Как заработать на ужин
— Как вы боретесь с выгоранием, ведь, насколько я знаю, вы работаете в двух театрах и преподаёте? Как преодолеваете усталость и опустошённость?
— Секрет в смене деятельности. Мы же постоянно что-то делаем, даже тогда, когда совсем ничего не хотим делать. Есть Владимир Николаевич Лопаев (руководитель театра танца «ПРОдвижение» — Е.С.), и это совершенно другой театр, другие законы, другие взаимоотношения. Когда начинается мой личный «день сурка», прихожу туда и окунаюсь в другую атмосферу. Надышавшись этим, я, обновлённый, возвращаюсь в ТЮЗ. Огромная радость для меня — работа со студентами. Это прекрасный энергообмен. Дети никогда не дают скучать. Общение с ними для меня своего рода подпитка.
— Нужно ли актеру быть влюблённым? Даёт ли это ему вдохновение?

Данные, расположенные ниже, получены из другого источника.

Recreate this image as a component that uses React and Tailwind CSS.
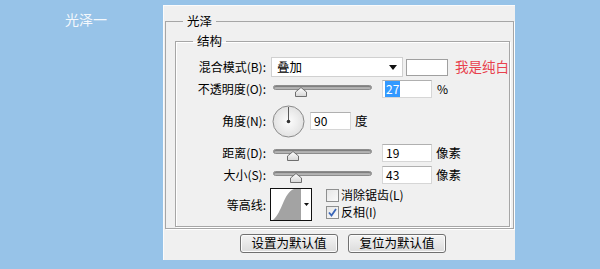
const Slider = ({ thumbLeft }) => (
    <div className="relative ml-[2px] w-[99px] h-[18px]">
        <div className="absolute left-0 right-0 top-[5px] h-[5px] rounded-full border border-[#8c8c8c] bg-[#b4b4b4] shadow-[inset_0_1px_1px_#7a7a7a]"></div>
        <svg className={`absolute top-[7px] ${thumbLeft}`} width="12" height="10" viewBox="0 0 12 10">
            <defs>
                <linearGradient id="thumbg" x1="0" y1="0" x2="0" y2="1">
                    <stop offset="0" stopColor="#ffffff" />
                    <stop offset="1" stopColor="#d6d6d6" />
                </linearGradient>
            </defs>
            <path d="M6 0.5 L11.5 5 L11.5 9.5 L0.5 9.5 L0.5 5 Z" fill="url(#thumbg)" stroke="#6f6f6f" />
        </svg>
    </div>
);

const NumBox = ({ value, className = "w-[50px]", selected }) => (
    <div className={`h-[18px] bg-white border border-[#d6d6d6] border-t-[#b0b0b0] flex items-center pl-[2px] text-[12px] leading-none ${className}`}>
        {selected ? (
            <span className="bg-[#3399ff] text-white px-[1px] py-[2px]">{value}</span>
        ) : (
            <span className="px-[1px]">{value}</span>
        )}
    </div>
);

const Label = ({ children }) => (
    <div className="w-[90px] text-right text-[12px] leading-none text-black">{children}</div>
);

const Checkbox = ({ checked, label }) => (
    <div className="flex items-center h-[16px]">
        <div className="w-[13px] h-[13px] border border-[#8e8f8f] bg-gradient-to-br from-[#e6e6e6] to-[#fafafa] flex items-center justify-center">
            {checked && (
                <svg width="11" height="11" viewBox="0 0 11 11">
                    <path d="M2 5.5 L4.5 8.5 L9 2" fill="none" stroke="#3a66b8" strokeWidth="1.8" />
                </svg>
            )}
        </div>
        <span className="ml-[2px] text-[12px] leading-none">{label}</span>
    </div>
);

const Button = ({ children, className }) => (
    <div className={`w-[98px] h-[19px] rounded-[3px] border border-[#707070] bg-gradient-to-b from-[#f4f4f4] to-[#dcdcdc] flex items-center justify-center text-[12.5px] leading-none shadow-[inset_0_0_0_1px_#fcfcfc] ${className}`}>
        {children}
    </div>
);

const App = () => {
    return (
        <div className="w-[600px] h-[269px] bg-[#97c3e8] flex font-['Noto_Sans_CJK_SC',sans-serif] text-black overflow-hidden">
            <div className="w-[163px] pl-[65px] pt-[10px] text-[14px] leading-[18px] text-[#f4f8fc]">光泽一</div>
            <div className="mt-[5px] w-[352px] h-[255px] bg-[#f0f0f0] border-l border-t border-[#fbfbfb] border-r-[#e0e0e0] border-b-[#e0e0e0] pl-[1px] pr-[1px] pt-[7px]">
                <fieldset className="border border-[#a6a6a6] shadow-[1px_1px_0_#fff] pb-[1px]">
                    <legend className="ml-[17px] px-[4px] text-[12.5px] leading-[16px]">光泽</legend>
                    <fieldset className="ml-[9px] mr-[3px] mt-[4px] border border-[#a6a6a6] shadow-[inset_1px_1px_0_#fff,1px_1px_0_#fff]">
                        <legend className="ml-[17px] px-[4px] text-[12.5px] leading-[16px]">结构</legend>
                        <div className="flex flex-col pt-[8px] pb-[5px]">
                            <div className="flex items-center h-[20px]">
                                <Label>混合模式(B):</Label>
                                <div className="ml-[5px] w-[132px] h-[20px] shrink-0 bg-white border border-[#d0d0d0] flex items-center justify-between pl-[5px] pr-[5px] text-[12.5px] leading-none">
                                    <span>叠加</span>
                                    <svg width="8" height="5" viewBox="0 0 8 5">
                                        <path d="M0 0 L8 0 L4 5 Z" fill="#111" />
                                    </svg>
                                </div>
                                <div className="ml-[3px] w-[42px] h-[17px] shrink-0 bg-white border border-[#a0a0a0]"></div>
                                <span className="ml-[7px] shrink-0 whitespace-nowrap text-[13.5px] leading-none text-[#e8414d]">我是纯白</span>
                            </div>
                            <div className="flex items-center h-[18px] mt-[3px]">
                                <Label>不透明度(O):</Label>
                                <div className="ml-[5px]"><Slider thumbLeft="left-[22px]" /></div>
                                <NumBox value="27" selected className="ml-[10px] w-[50px]" />
                                <span className="ml-[5px] text-[12px] leading-none">%</span>
                            </div>
                            <div className="flex items-center h-[32px] mt-[7px]">
                                <Label>角度(N):</Label>
                                <svg className="ml-[6px]" width="33" height="33" viewBox="0 0 33 33">
                                    <defs>
                                        <radialGradient id="dialg" cx="0.5" cy="0.5" r="0.5">
                                            <stop offset="0" stopColor="#fdfdfd" />
                                            <stop offset="1" stopColor="#e2e2e2" />
                                        </radialGradient>
                                    </defs>
                                    <circle cx="16.5" cy="16.5" r="15.5" fill="url(#dialg)" stroke="#8a8a8a" />
                                    <line x1="16.5" y1="16.5" x2="16.5" y2="2" stroke="#5a5a5a" strokeWidth="1" />
                                    <circle cx="16.5" cy="16.5" r="1.8" fill="#333" />
                                </svg>
                                <NumBox value="90" className="ml-[5px] w-[41px]" />
                                <span className="ml-[4px] text-[12.5px] leading-none">度</span>
                            </div>
                            <div className="flex items-center h-[18px] mt-[7px]">
                                <Label>距离(D):</Label>
                                <div className="ml-[5px]"><Slider thumbLeft="left-[14px]" /></div>
                                <NumBox value="19" className="ml-[10px] w-[50px]" />
                                <span className="ml-[4px] text-[12.5px] leading-none">像素</span>
                            </div>
                            <div className="flex items-center h-[18px] mt-[4px]">
                                <Label>大小(S):</Label>
                                <div className="ml-[5px]"><Slider thumbLeft="left-[17px]" /></div>
                                <NumBox value="43" className="ml-[10px] w-[50px]" />
                                <span className="ml-[4px] text-[12.5px] leading-none">像素</span>
                            </div>
                            <div className="flex items-center h-[33px] mt-[4px]">
                                <Label>等高线:</Label>
                                <div className="ml-[4px] w-[42px] h-[33px] border border-[#111] bg-white flex">
                                    <svg width="30" height="31" viewBox="0 0 30 31">
                                        <path d="M2 31 C 11 24, 13 3, 23 0 L 30 0 L 30 31 Z" fill="#a3a3a3" />
                                    </svg>
                                    <div className="flex-1 flex items-center justify-center">
                                        <svg width="5" height="3" viewBox="0 0 5 3">
                                            <path d="M0 0 L5 0 L2.5 3 Z" fill="#111" />
                                        </svg>
                                    </div>
                                </div>
                                <div className="ml-[14px] flex flex-col gap-[1px] -mt-[2px]">
                                    <Checkbox label="消除锯齿(L)" />
                                    <Checkbox checked label="反相(I)" />
                                </div>
                            </div>
                        </div>
                    </fieldset>
                </fieldset>
                <div className="flex mt-[5px] pl-[75px] gap-[10px]">
                    <Button>设置为默认值</Button>
                    <Button>复位为默认值</Button>
                </div>
            </div>
        </div>
    );
};

export default App;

— Обязательно! Именно влюблённость заставляет тебя творить. Мне моя девушка сказала: «Если дома всё хорошо, то и на работе всё будет хорошо». И это правда. Станиславский писал: «Самочувствие актёра перед выходом на сцену определяет его готовность наполнять роль живой энергией, работать в полную силу. Умение оставлять за порогом театра свои житейские неурядицы, неприятности дают актёру свободу, возможность творить». Но такое под силу только идеальному актёру. Ты можешь просто переключиться на работу, испытывая при этом внутри боль и раздражение. И эти эмоции на сцене во что-то переплавятся и «выстрелят». Кстати, влюбляться можно не только в девушек, но и в драматургический материал, в книгу, в своего героя. Вот сейчас я влюблён в Пушкина.
— Вспомните какие-то забавные, необычные истории из вашей актёрской жизни.
— Режиссёр Антон Свит в «Ревизоре» сломал «четвёртую стену», чтобы зритель стал соучастником действа. И вот Хлестаков идёт в зал и вступает в прямой диалог с публикой — то предлагает купить у него брюки, то просит в долг 30 рублей на пропитание. Я (Хлестаков) говорю: «Есть так хочется! У кого-нибудь что-нибудь поесть найдётся?». И зрители, которые приходят на этот спектакль не первый раз, тут же вытаскивают приготовленные бутерброды, булки, конфеты. Но есть одна сложность: в последние два года я не ем мясо. И если мне дают колбасу, то я оставляю её на сцене, появляется мой слуга Осип, к счастью, не вегетарианец, и съедает её. Затем я снова выхожу в зал. Начинаю канючить: «Мне бы сейчас мелочи, ребята, нет ли у кого?». И каждый спектакль мне дают денег. Однажды один солидный мужчина протягивает мне тысячу и говорит: «Бери!». И такое счастье у него в глазах светится! Никогда не видел, чтобы люди так радостно расставались с деньгами. Мои коллеги за кулисами после спектакля шутят: «Молодец, Паша, на ужин заработал!».